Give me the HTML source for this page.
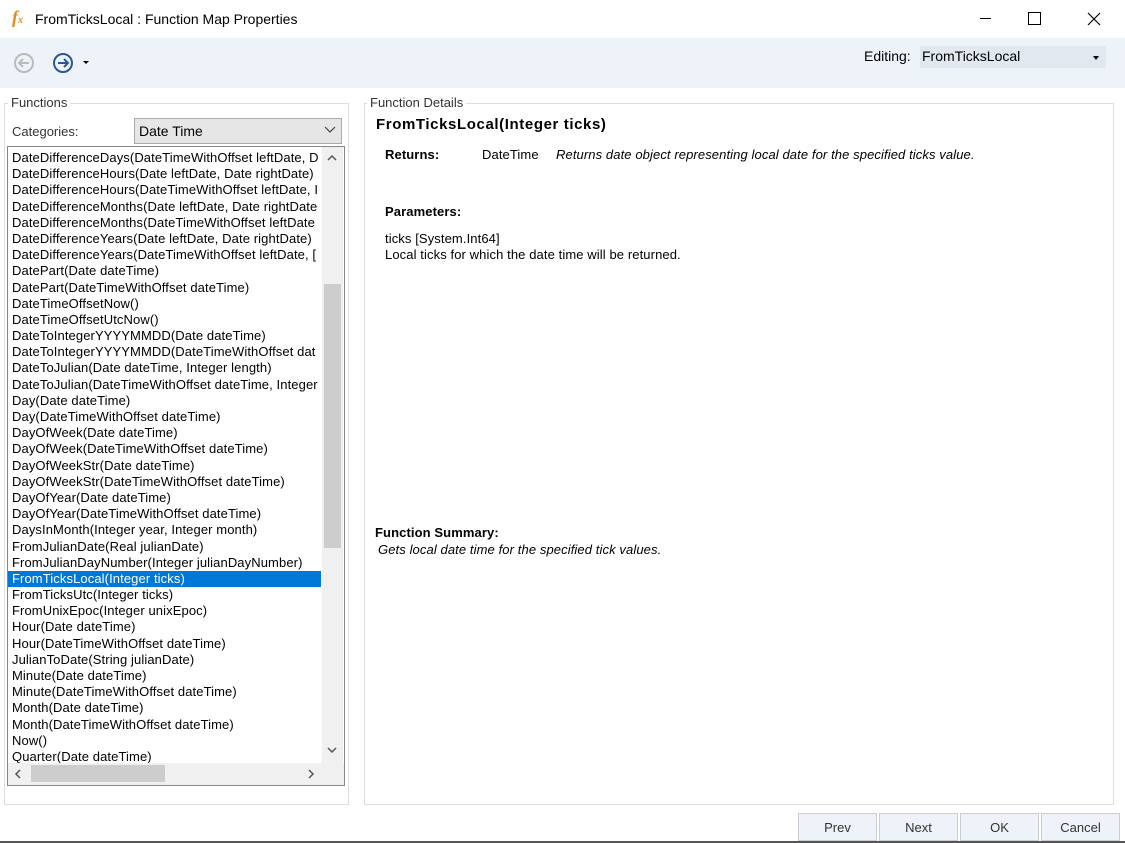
<!DOCTYPE html>
<html><head><style>
body{margin:0;width:1125px;height:843px;background:#fff;font-family:"Liberation Sans",sans-serif;position:relative;overflow:hidden;color:#000}
.a{position:absolute}
.t{font-size:13px;letter-spacing:0.1px;white-space:nowrap}
.list div{height:16.2px;line-height:16.2px;padding-left:4px}
.btn{position:absolute;top:813px;width:79px;height:28px;background:#eef3f9;border:1px solid #c9ced6;box-sizing:border-box;font-size:13px;text-align:center;line-height:28px;color:#333}
</style></head><body>
<div class="a" style="left:12px;top:7px;font-size:18px;font-style:italic;color:#e08a1e;font-family:'Liberation Serif',serif;font-weight:bold">f<span style="font-size:10px">x</span></div>
<div class="a" style="left:35px;top:11px;font-size:14px">FromTicksLocal : Function Map Properties</div>
<div class="a" style="left:980px;top:18px;width:11px;height:1px;background:#000"></div>
<div class="a" style="left:1028px;top:12px;width:11px;height:11px;border:1px solid #000"></div>
<svg class="a" style="left:1087px;top:12px" width="14" height="14"><path d="M1 1l12 12M13 1L1 13" stroke="#000" stroke-width="1.2"/></svg>
<div class="a" style="left:0;top:38px;width:1125px;height:50px;background:#eef3f9"></div>
<svg class="a" style="left:12px;top:51px" width="90" height="24"><circle cx="12" cy="12" r="9" fill="none" stroke="#bbb" stroke-width="2"/><path d="M17 12H8M11 8l-4 4 4 4" fill="none" stroke="#bbb" stroke-width="2"/><circle cx="51" cy="12" r="9" fill="none" stroke="#2b5797" stroke-width="2"/><path d="M46 12h9M52 8l4 4-4 4" fill="none" stroke="#2b5797" stroke-width="2"/><path d="M71 10h6l-3 3z" fill="#000"/></svg>
<div class="a" style="left:864px;top:48px;font-size:14px">Editing:</div>
<div class="a" style="left:920px;top:46px;width:186px;height:22px;background:#e1e8f0"></div>
<div class="a" style="left:922px;top:48px;font-size:14px">FromTicksLocal</div>
<div class="a" style="left:1093px;top:56px;border:3.5px solid transparent;border-top:4px solid #000"></div>
<div class="a" style="left:4px;top:103px;width:343px;height:700px;border:1px solid #ddd"></div>
<div class="a" style="left:8px;top:95px;background:#fff;padding:0 3px;font-size:13px;color:#333">Functions</div>
<div class="a" style="left:12px;top:124px;font-size:13px;color:#333">Categories:</div>
<div class="a" style="left:134px;top:118px;width:206px;height:24px;background:#e6e6e6;border:1px solid #aaa"></div>
<div class="a" style="left:139px;top:123px;font-size:14px">Date Time</div>
<svg class="a" style="left:324px;top:126px" width="12" height="8"><path d="M1 1l5 5 5-5" fill="none" stroke="#444" stroke-width="1.2"/></svg>
<div class="a" style="left:7px;top:146px;width:336px;height:638px;border:1px solid #888;overflow:hidden">
<div class="list t" style="position:absolute;left:0;top:3px;width:313px;overflow:hidden">
<div>DateDifferenceDays(DateTimeWithOffset leftDate, D</div><div>DateDifferenceHours(Date leftDate, Date rightDate)</div><div>DateDifferenceHours(DateTimeWithOffset leftDate, I</div><div>DateDifferenceMonths(Date leftDate, Date rightDate</div><div>DateDifferenceMonths(DateTimeWithOffset leftDate</div><div>DateDifferenceYears(Date leftDate, Date rightDate)</div><div>DateDifferenceYears(DateTimeWithOffset leftDate, [</div><div>DatePart(Date dateTime)</div><div>DatePart(DateTimeWithOffset dateTime)</div><div>DateTimeOffsetNow()</div><div>DateTimeOffsetUtcNow()</div><div>DateToIntegerYYYYMMDD(Date dateTime)</div><div>DateToIntegerYYYYMMDD(DateTimeWithOffset dat</div><div>DateToJulian(Date dateTime, Integer length)</div><div>DateToJulian(DateTimeWithOffset dateTime, Integer</div><div>Day(Date dateTime)</div><div>Day(DateTimeWithOffset dateTime)</div><div>DayOfWeek(Date dateTime)</div><div>DayOfWeek(DateTimeWithOffset dateTime)</div><div>DayOfWeekStr(Date dateTime)</div><div>DayOfWeekStr(DateTimeWithOffset dateTime)</div><div>DayOfYear(Date dateTime)</div><div>DayOfYear(DateTimeWithOffset dateTime)</div><div>DaysInMonth(Integer year, Integer month)</div><div>FromJulianDate(Real julianDate)</div><div>FromJulianDayNumber(Integer julianDayNumber)</div><div style="background:#0078d7;color:#fff">FromTicksLocal(Integer ticks)</div><div>FromTicksUtc(Integer ticks)</div><div>FromUnixEpoc(Integer unixEpoc)</div><div>Hour(Date dateTime)</div><div>Hour(DateTimeWithOffset dateTime)</div><div>JulianToDate(String julianDate)</div><div>Minute(Date dateTime)</div><div>Minute(DateTimeWithOffset dateTime)</div><div>Month(Date dateTime)</div><div>Month(DateTimeWithOffset dateTime)</div><div>Now()</div><div>Quarter(Date dateTime)</div>
</div>
<div class="a" style="left:314px;top:0;width:21px;height:616px;background:#f0f0f0"></div>
<div class="a" style="left:316px;top:137px;width:17px;height:264px;background:#cdcdcd"></div>
<svg class="a" style="left:318px;top:6px" width="12" height="8"><path d="M2 7l4-4 4 4" fill="none" stroke="#555" stroke-width="1.5"/></svg>
<svg class="a" style="left:318px;top:600px" width="12" height="8"><path d="M2 1l4 4 4-4" fill="none" stroke="#555" stroke-width="1.5"/></svg>
<div class="a" style="left:0;top:616px;width:336px;height:22px;background:#f0f0f0"></div>
<div class="a" style="left:23px;top:618px;width:134px;height:17px;background:#cdcdcd"></div>
<svg class="a" style="left:6px;top:621px" width="8" height="12"><path d="M6 2L2 6l4 4" fill="none" stroke="#555" stroke-width="1.5"/></svg>
<svg class="a" style="left:299px;top:621px" width="8" height="12"><path d="M2 2l4 4-4 4" fill="none" stroke="#555" stroke-width="1.5"/></svg>
</div>
<div class="a" style="left:364px;top:103px;width:748px;height:700px;border:1px solid #ddd"></div>
<div class="a" style="left:367px;top:95px;background:#fff;padding:0 3px;font-size:13px;color:#333">Function Details</div>
<div class="a" style="left:376px;top:116px;font-size:15px;font-weight:bold;letter-spacing:0.6px">FromTicksLocal(Integer ticks)</div>
<div class="a t" style="left:385px;top:147px;font-weight:bold">Returns:</div>
<div class="a t" style="left:482px;top:147px">DateTime</div>
<div class="a t" style="left:556px;top:147px;font-style:italic">Returns date object representing local date for the specified ticks value.</div>
<div class="a t" style="left:385px;top:204px;font-weight:bold">Parameters:</div>
<div class="a t" style="left:385px;top:231px">ticks [System.Int64]</div>
<div class="a t" style="left:385px;top:247px">Local ticks for which the date time will be returned.</div>
<div class="a t" style="left:375px;top:525px;font-weight:bold">Function Summary:</div>
<div class="a t" style="left:378px;top:542px;font-style:italic">Gets local date time for the specified tick values.</div>
<div class="btn" style="left:798px">Prev</div>
<div class="btn" style="left:879px">Next</div>
<div class="btn" style="left:960px">OK</div>
<div class="btn" style="left:1041px">Cancel</div>
<div class="a" style="left:0;top:841px;width:1125px;height:2px;background:#555"></div>
</body></html>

_WHAT YOU HAVE TO DO_. Go through the material above and print all of it exactly, except the pictures.

_RIGHT ANSWER_.
Give me the HTML source for this page.
<!DOCTYPE html>
<html><head><style>
body{margin:0;width:1125px;height:843px;background:#fff;font-family:"Liberation Sans",sans-serif;position:relative;overflow:hidden;color:#000}
.a{position:absolute}
.t{font-size:13px;letter-spacing:0.1px;white-space:nowrap}
.list div{height:16.2px;line-height:16.2px;padding-left:4px}
.btn{position:absolute;top:813px;width:79px;height:28px;background:#eef3f9;border:1px solid #c9ced6;box-sizing:border-box;font-size:13px;text-align:center;line-height:28px;color:#333}
</style></head><body>
<div class="a" style="left:12px;top:7px;font-size:18px;font-style:italic;color:#e08a1e;font-family:'Liberation Serif',serif;font-weight:bold">f<span style="font-size:10px">x</span></div>
<div class="a" style="left:35px;top:11px;font-size:14px">FromTicksLocal : Function Map Properties</div>
<div class="a" style="left:980px;top:18px;width:11px;height:1px;background:#000"></div>
<div class="a" style="left:1028px;top:12px;width:11px;height:11px;border:1px solid #000"></div>
<svg class="a" style="left:1087px;top:12px" width="14" height="14"><path d="M1 1l12 12M13 1L1 13" stroke="#000" stroke-width="1.2"/></svg>
<div class="a" style="left:0;top:38px;width:1125px;height:50px;background:#eef3f9"></div>
<svg class="a" style="left:12px;top:51px" width="90" height="24"><circle cx="12" cy="12" r="9" fill="none" stroke="#bbb" stroke-width="2"/><path d="M17 12H8M11 8l-4 4 4 4" fill="none" stroke="#bbb" stroke-width="2"/><circle cx="51" cy="12" r="9" fill="none" stroke="#2b5797" stroke-width="2"/><path d="M46 12h9M52 8l4 4-4 4" fill="none" stroke="#2b5797" stroke-width="2"/><path d="M71 10h6l-3 3z" fill="#000"/></svg>
<div class="a" style="left:864px;top:48px;font-size:14px">Editing:</div>
<div class="a" style="left:920px;top:46px;width:186px;height:22px;background:#e1e8f0"></div>
<div class="a" style="left:922px;top:48px;font-size:14px">FromTicksLocal</div>
<div class="a" style="left:1093px;top:56px;border:3.5px solid transparent;border-top:4px solid #000"></div>
<div class="a" style="left:4px;top:103px;width:343px;height:700px;border:1px solid #ddd"></div>
<div class="a" style="left:8px;top:95px;background:#fff;padding:0 3px;font-size:13px;color:#333">Functions</div>
<div class="a" style="left:12px;top:124px;font-size:13px;color:#333">Categories:</div>
<div class="a" style="left:134px;top:118px;width:206px;height:24px;background:#e6e6e6;border:1px solid #aaa"></div>
<div class="a" style="left:139px;top:123px;font-size:14px">Date Time</div>
<svg class="a" style="left:324px;top:126px" width="12" height="8"><path d="M1 1l5 5 5-5" fill="none" stroke="#444" stroke-width="1.2"/></svg>
<div class="a" style="left:7px;top:146px;width:336px;height:638px;border:1px solid #888;overflow:hidden">
<div class="list t" style="position:absolute;left:0;top:3px;width:313px;overflow:hidden">
<div>DateDifferenceDays(DateTimeWithOffset leftDate, D</div><div>DateDifferenceHours(Date leftDate, Date rightDate)</div><div>DateDifferenceHours(DateTimeWithOffset leftDate, I</div><div>DateDifferenceMonths(Date leftDate, Date rightDate</div><div>DateDifferenceMonths(DateTimeWithOffset leftDate</div><div>DateDifferenceYears(Date leftDate, Date rightDate)</div><div>DateDifferenceYears(DateTimeWithOffset leftDate, [</div><div>DatePart(Date dateTime)</div><div>DatePart(DateTimeWithOffset dateTime)</div><div>DateTimeOffsetNow()</div><div>DateTimeOffsetUtcNow()</div><div>DateToIntegerYYYYMMDD(Date dateTime)</div><div>DateToIntegerYYYYMMDD(DateTimeWithOffset dat</div><div>DateToJulian(Date dateTime, Integer length)</div><div>DateToJulian(DateTimeWithOffset dateTime, Integer</div><div>Day(Date dateTime)</div><div>Day(DateTimeWithOffset dateTime)</div><div>DayOfWeek(Date dateTime)</div><div>DayOfWeek(DateTimeWithOffset dateTime)</div><div>DayOfWeekStr(Date dateTime)</div><div>DayOfWeekStr(DateTimeWithOffset dateTime)</div><div>DayOfYear(Date dateTime)</div><div>DayOfYear(DateTimeWithOffset dateTime)</div><div>DaysInMonth(Integer year, Integer month)</div><div>FromJulianDate(Real julianDate)</div><div>FromJulianDayNumber(Integer julianDayNumber)</div><div style="background:#0078d7;color:#fff">FromTicksLocal(Integer ticks)</div><div>FromTicksUtc(Integer ticks)</div><div>FromUnixEpoc(Integer unixEpoc)</div><div>Hour(Date dateTime)</div><div>Hour(DateTimeWithOffset dateTime)</div><div>JulianToDate(String julianDate)</div><div>Minute(Date dateTime)</div><div>Minute(DateTimeWithOffset dateTime)</div><div>Month(Date dateTime)</div><div>Month(DateTimeWithOffset dateTime)</div><div>Now()</div><div>Quarter(Date dateTime)</div>
</div>
<div class="a" style="left:314px;top:0;width:21px;height:616px;background:#f0f0f0"></div>
<div class="a" style="left:316px;top:137px;width:17px;height:264px;background:#cdcdcd"></div>
<svg class="a" style="left:318px;top:6px" width="12" height="8"><path d="M2 7l4-4 4 4" fill="none" stroke="#555" stroke-width="1.5"/></svg>
<svg class="a" style="left:318px;top:600px" width="12" height="8"><path d="M2 1l4 4 4-4" fill="none" stroke="#555" stroke-width="1.5"/></svg>
<div class="a" style="left:0;top:616px;width:336px;height:22px;background:#f0f0f0"></div>
<div class="a" style="left:23px;top:618px;width:134px;height:17px;background:#cdcdcd"></div>
<svg class="a" style="left:6px;top:621px" width="8" height="12"><path d="M6 2L2 6l4 4" fill="none" stroke="#555" stroke-width="1.5"/></svg>
<svg class="a" style="left:299px;top:621px" width="8" height="12"><path d="M2 2l4 4-4 4" fill="none" stroke="#555" stroke-width="1.5"/></svg>
</div>
<div class="a" style="left:364px;top:103px;width:748px;height:700px;border:1px solid #ddd"></div>
<div class="a" style="left:367px;top:95px;background:#fff;padding:0 3px;font-size:13px;color:#333">Function Details</div>
<div class="a" style="left:376px;top:116px;font-size:15px;font-weight:bold;letter-spacing:0.6px">FromTicksLocal(Integer ticks)</div>
<div class="a t" style="left:385px;top:147px;font-weight:bold">Returns:</div>
<div class="a t" style="left:482px;top:147px">DateTime</div>
<div class="a t" style="left:556px;top:147px;font-style:italic">Returns date object representing local date for the specified ticks value.</div>
<div class="a t" style="left:385px;top:204px;font-weight:bold">Parameters:</div>
<div class="a t" style="left:385px;top:231px">ticks [System.Int64]</div>
<div class="a t" style="left:385px;top:247px">Local ticks for which the date time will be returned.</div>
<div class="a t" style="left:375px;top:525px;font-weight:bold">Function Summary:</div>
<div class="a t" style="left:378px;top:542px;font-style:italic">Gets local date time for the specified tick values.</div>
<div class="btn" style="left:798px">Prev</div>
<div class="btn" style="left:879px">Next</div>
<div class="btn" style="left:960px">OK</div>
<div class="btn" style="left:1041px">Cancel</div>
<div class="a" style="left:0;top:841px;width:1125px;height:2px;background:#555"></div>
</body></html>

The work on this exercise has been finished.